Exercise
Write the data out again, character for character, with no images.

╭──

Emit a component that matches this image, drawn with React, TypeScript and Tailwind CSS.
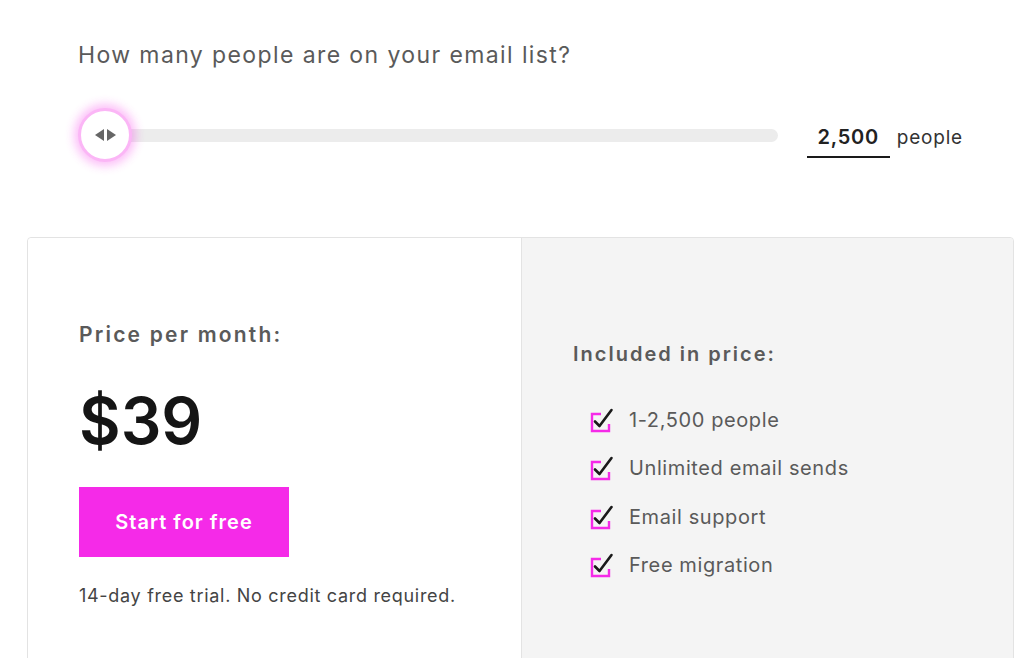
import React, { useState } from "react";

const features = [
  "1-2,500 people",
  "Unlimited email sends",
  "Email support",
  "Free migration",
];

const CheckIcon: React.FC = () => (
  <svg width="26" height="26" viewBox="0 0 26 26" fill="none">
    {/* pink box, open at the top right */}
    <path
      d="M12 7H3V24H20V17"
      stroke="#f52ae8"
      strokeWidth="2.4"
      fill="none"
    />
    {/* check mark */}
    <path
      d="M6 14.5L10.5 19L22.5 3"
      stroke="#1a1a1a"
      strokeWidth="2.6"
      strokeLinecap="round"
      strokeLinejoin="round"
      fill="none"
    />
  </svg>
);

const App: React.FC = () => {
  const [people] = useState("2,500");

  return (
    <div
      className="min-h-screen bg-white text-[#555] overflow-hidden"
      style={{ fontFamily: "Inter, 'Open Sans', sans-serif" }}
    >
      {/* Question + slider */}
      <div className="pl-[78px] pr-[57px] pt-[38px]">
        <h1 className="text-[23px] leading-[34px] text-[#5a5a5a] tracking-[1.4px]">
          How many people are on your email list?
        </h1>

        <div className="flex items-center mt-[36px] h-[54px]">
          <div className="relative flex-1 mr-[29px] h-[54px] flex items-center">
            <div className="h-[13px] flex-1 ml-[27px] rounded-full bg-[#ececec]" />
            {/* thumb */}
            <div className="absolute left-0 top-0 w-[54px] h-[54px] rounded-full bg-white border-[3px] border-[#fbb6f6] shadow-[0_0_10px_4px_rgba(245,42,232,0.3)] flex items-center justify-center gap-[3px]">
              <span className="w-0 h-0 border-y-[6px] border-y-transparent border-r-[9px] border-r-[#666]" />
              <span className="w-0 h-0 border-y-[6px] border-y-transparent border-l-[9px] border-l-[#666]" />
            </div>
          </div>
          <div className="flex items-baseline mt-[4px]">
            <div className="w-[83px] border-b-2 border-[#1a1a1a] text-center text-[20px] font-semibold text-[#222] tracking-[0.8px] pb-[4px] pt-[6px]">
              {people}
            </div>
            <span className="ml-[7px] text-[19px] text-[#333] tracking-[0.8px]">people</span>
          </div>
        </div>
      </div>

      {/* Pricing card */}
      <div className="mt-[75px] ml-[27px] w-[987px] h-[460px] flex rounded-[4px] border border-[#e3e3e3]">
        <div className="w-[494px] border-r border-[#e3e3e3] pl-[51px] pt-[81px] bg-white rounded-l-[4px]">
          <div className="text-[21px] font-semibold text-[#5a5a5a] tracking-[2.2px]">
            Price per month:
          </div>
          <div className="mt-[35px] text-[64px] leading-[70px] font-semibold text-[#151515]">
            $39
          </div>
          <button className="mt-[31px] w-[210px] h-[70px] bg-[#f52ae8] text-white text-[20px] font-semibold tracking-[1px]">
            Start for free
          </button>
          <div className="mt-[25px] text-[18px] text-[#444] tracking-[0.7px]">
            14-day free trial. No credit card required.
          </div>
        </div>

        <div className="flex-1 bg-[#f4f4f4] pl-[51px] pt-[101px] rounded-r-[4px]">
          <div className="text-[20px] font-semibold text-[#5a5a5a] tracking-[2px]">
            Included in price:
          </div>
          <ul className="mt-[36px] flex flex-col gap-[19.5px] pl-[16px]">
            {features.map((f) => (
              <li key={f} className="flex items-center gap-[14px] h-[29px]">
                <CheckIcon />
                <span className="text-[20px] text-[#5a5a5a] tracking-[0.6px]">{f}</span>
              </li>
            ))}
          </ul>
        </div>
      </div>
    </div>
  );
};

export default App;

╰──

Solution to the problem
Emit a component that matches this image, drawn with React, TypeScript and Tailwind CSS.
import React, { useState } from "react";

const features = [
  "1-2,500 people",
  "Unlimited email sends",
  "Email support",
  "Free migration",
];

const CheckIcon: React.FC = () => (
  <svg width="26" height="26" viewBox="0 0 26 26" fill="none">
    {/* pink box, open at the top right */}
    <path
      d="M12 7H3V24H20V17"
      stroke="#f52ae8"
      strokeWidth="2.4"
      fill="none"
    />
    {/* check mark */}
    <path
      d="M6 14.5L10.5 19L22.5 3"
      stroke="#1a1a1a"
      strokeWidth="2.6"
      strokeLinecap="round"
      strokeLinejoin="round"
      fill="none"
    />
  </svg>
);

const App: React.FC = () => {
  const [people] = useState("2,500");

  return (
    <div
      className="min-h-screen bg-white text-[#555] overflow-hidden"
      style={{ fontFamily: "Inter, 'Open Sans', sans-serif" }}
    >
      {/* Question + slider */}
      <div className="pl-[78px] pr-[57px] pt-[38px]">
        <h1 className="text-[23px] leading-[34px] text-[#5a5a5a] tracking-[1.4px]">
          How many people are on your email list?
        </h1>

        <div className="flex items-center mt-[36px] h-[54px]">
          <div className="relative flex-1 mr-[29px] h-[54px] flex items-center">
            <div className="h-[13px] flex-1 ml-[27px] rounded-full bg-[#ececec]" />
            {/* thumb */}
            <div className="absolute left-0 top-0 w-[54px] h-[54px] rounded-full bg-white border-[3px] border-[#fbb6f6] shadow-[0_0_10px_4px_rgba(245,42,232,0.3)] flex items-center justify-center gap-[3px]">
              <span className="w-0 h-0 border-y-[6px] border-y-transparent border-r-[9px] border-r-[#666]" />
              <span className="w-0 h-0 border-y-[6px] border-y-transparent border-l-[9px] border-l-[#666]" />
            </div>
          </div>
          <div className="flex items-baseline mt-[4px]">
            <div className="w-[83px] border-b-2 border-[#1a1a1a] text-center text-[20px] font-semibold text-[#222] tracking-[0.8px] pb-[4px] pt-[6px]">
              {people}
            </div>
            <span className="ml-[7px] text-[19px] text-[#333] tracking-[0.8px]">people</span>
          </div>
        </div>
      </div>

      {/* Pricing card */}
      <div className="mt-[75px] ml-[27px] w-[987px] h-[460px] flex rounded-[4px] border border-[#e3e3e3]">
        <div className="w-[494px] border-r border-[#e3e3e3] pl-[51px] pt-[81px] bg-white rounded-l-[4px]">
          <div className="text-[21px] font-semibold text-[#5a5a5a] tracking-[2.2px]">
            Price per month:
          </div>
          <div className="mt-[35px] text-[64px] leading-[70px] font-semibold text-[#151515]">
            $39
          </div>
          <button className="mt-[31px] w-[210px] h-[70px] bg-[#f52ae8] text-white text-[20px] font-semibold tracking-[1px]">
            Start for free
          </button>
          <div className="mt-[25px] text-[18px] text-[#444] tracking-[0.7px]">
            14-day free trial. No credit card required.
          </div>
        </div>

        <div className="flex-1 bg-[#f4f4f4] pl-[51px] pt-[101px] rounded-r-[4px]">
          <div className="text-[20px] font-semibold text-[#5a5a5a] tracking-[2px]">
            Included in price:
          </div>
          <ul className="mt-[36px] flex flex-col gap-[19.5px] pl-[16px]">
            {features.map((f) => (
              <li key={f} className="flex items-center gap-[14px] h-[29px]">
                <CheckIcon />
                <span className="text-[20px] text-[#5a5a5a] tracking-[0.6px]">{f}</span>
              </li>
            ))}
          </ul>
        </div>
      </div>
    </div>
  );
};

export default App;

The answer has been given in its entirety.